The Boston Housing Authority (BHA) created its Department of Public Safety (DPS) in the late 1970s because city police forces were not considered adequate to meet the needs of tenants and managers. The department began with six professional staff members who investigated crime and disorder complaints in public housing facilities and interfaced with the Boston Police Department (BPD). By 1983, it had grown to forty-two investigators, who were trained at the Basic Police Recruit Academies of the Massachusetts Criminal Justice Training Council. DPS currently falls under the jurisdiction of the BPD.

Thus, the BPD serves as the primary police force for Boston’s public housing, handling emergency calls, investigations, records management, and all other normal police functions. DPS personnel support BPD with investigative services, special programs, and community policing. The DPS divides the twenty-seven housing facilities in Boston into beats, tailoring its programs to crime in each. In addition, DPS runs several programs based on a community policing model: Senior Crime Watch, turkey dinner, holiday party, senior citizen activities, foot patrols of buildings and hallways, and community, resident, and manager meetings.

Chicago

The Chicago Housing Authority (CHA) had a 270-member police force that patrolled its facilities, beginning in the 1970s. However, under the city’s 1999 Plan for Transformation, the force was disbanded, and its responsibilities were shifted to the Chicago Police Department. The crime response and control functions of the Chicago Police Department are supplemented by a number of CHA activities.

The CHA invests $2 million annually for tenant patrols in specific housing projects. A security guard service is funded at $5 million annually to provide a minimum of ten hours of coverage daily at each senior resident building. The CHA contracts with the Chicago Police Department to provide additional security at facilities including a $12 million annual contract for police and vertical patrol services at facilities including its senior locations, and a $3.5 million contract for additional police coverage at other facilities. Finally, CHA has spent more than $1 million to install security cameras at various developments.

Los Angeles

The Los Angeles Housing Authority had a small dedicated police force in the 1980s and 1990s, consisting of approximately fifty officers who were trained at the Los Angeles County Sheriff’s Academy. This force never had responsibility for felony investigation, however, and was largely considered by the Los Angeles Police Department (LAPD) to be little more than a local security operation. In the mid-1990s the independent force was disbanded, and the housing authority entered into an in-teragency agreement with LAPD to address public safety and security, housing authority crime control policies, dispute/ conflict resolution, and other issues.
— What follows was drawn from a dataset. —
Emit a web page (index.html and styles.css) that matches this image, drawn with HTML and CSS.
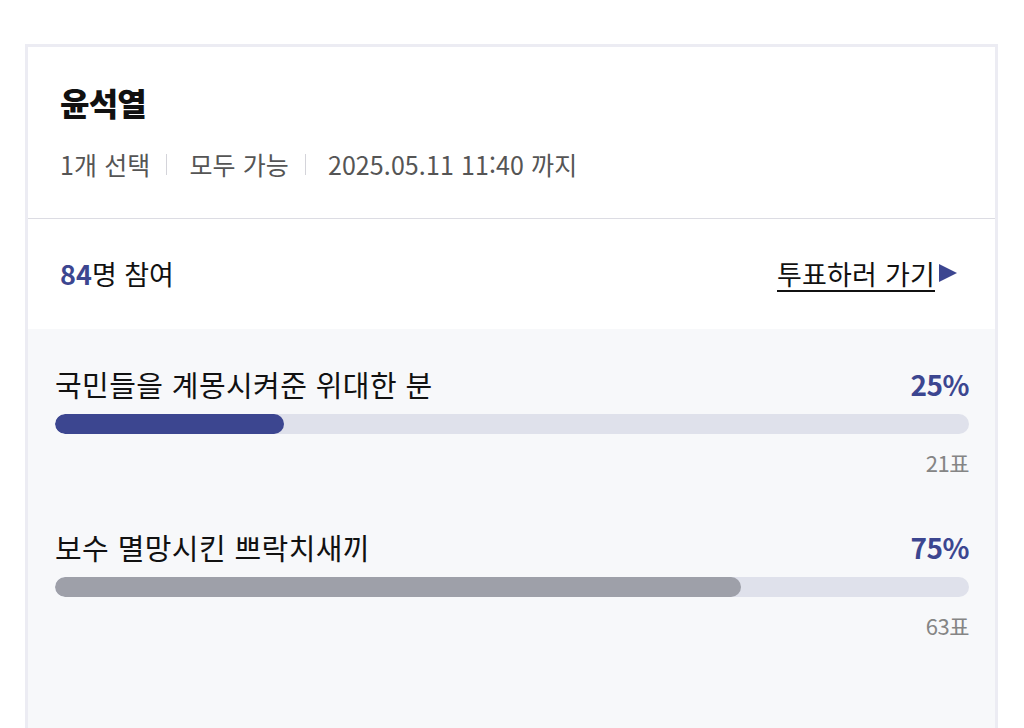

Currently, police officers hold intermittent role-playing exercises with public housing residents to give residents perspective on police investigations. In 2001, for instance, an exercise was staged in which residents played the role of officers and vice versa. One element of this was a simulated murder investigation.

Jersey City, New Jersey

Jersey City’s public housing authority and its police department cooperated to form the public housing problem-oriented policing project to investigate serious crime problems across six public housing sites. Each site used a team consisting of public housing representatives, police officers, resident representatives, and social service representatives. These teams focused on violence and drug offenses. Responses varied from site to site. An evaluation of the project determined that the site team responses, rather than physical structure differences or site demographics, were responsible for reductions in calls for service.

New York

The New York City Housing Authority hired security guards to patrols its developments at its creation in 1934. In 1952, the Housing Authority Police (HAP) department was officially created and HAP officers received special training. However, the HAP was merged with the New York Police Department (NYPD) in 1995 and is now a formal division within the NYPD designated the Housing Bureau. Bureau officers coordinate with tenant patrols, community groups, and development managers to serve the 420,000 residents of public housing in New York City. The bureau is staffed by NYPD officers on assignment to the Housing Bureau, much as other officers are assigned to narcotics, organized crime, patrol, and so forth.

Washington, DC

The District of Columbia Housing Authority (DCHA) established its Office of Public Safety in 1995. It is a fully operational police force with three types of employees: resident monitors who screen visitors at DCHA developments, civilian administrative support, and dedicated but sworn DCHA police officers who have arrest powers in DCHA facilities that match those of at-large Metropolitan Police Department officers. This force is supplemented as needed by sworn police officers from the Metropolitan Police Department, who have general jurisdiction in housing developments as they do in the city generally.

The city is divided into three regions of public housing and caters its law enforcement programs to crime problems within each. Tactics include uniformed foot patrols, bike patrols, decoy operations, physical and electronic stakeouts, and surveillance operations, in addition to a variety of special operations. The Office of Public Safety has a community policing component, with officers attending resident council meetings on a regular basis to implement resident watch, youth basketball, and other programs.

Conclusions

As the preceding examples show, public housing policing has taken several forms. Some of the cities that had the largest public housing police (and the largest public housing crime problems—for example, New York and Chicago) have moved away from the dedicated housing police model, adopting instead an approach that created formal relationships between the housing authority and metropolitan police departments. Others have retained a dedicated security force that has public safety responsibilities that are under the guidance or control of police departments. Commonly found elements include collaborations with city police and housing authorities, elements of community policing, and some degree of training or certification of housing authority public safety personnel. Others have no staff dedicated to public safety.

In general, most efforts to establish distinct and independent housing authority police departments have been abandoned in favor of a model that assigns full jurisdictional responsibilities to a city police department that works with local housing authorities and residents in varying degrees of cooperation. In fact, although there is no formal national documentation on this issue, it seems most likely that the vast majority of the several thousand housing authorities in the county have never had any dedicated police force at all, and have always been dependent on a local police department for public safety and the response to crime occurring in housing developments. There has been no national coordination, and little formal or informal coordination between cities. Each city, police department, or housing authority has therefore dealt with public safety in housing developments in unique ways, despite the fact that federal guidelines for this critical function have existed since the mid-1990s.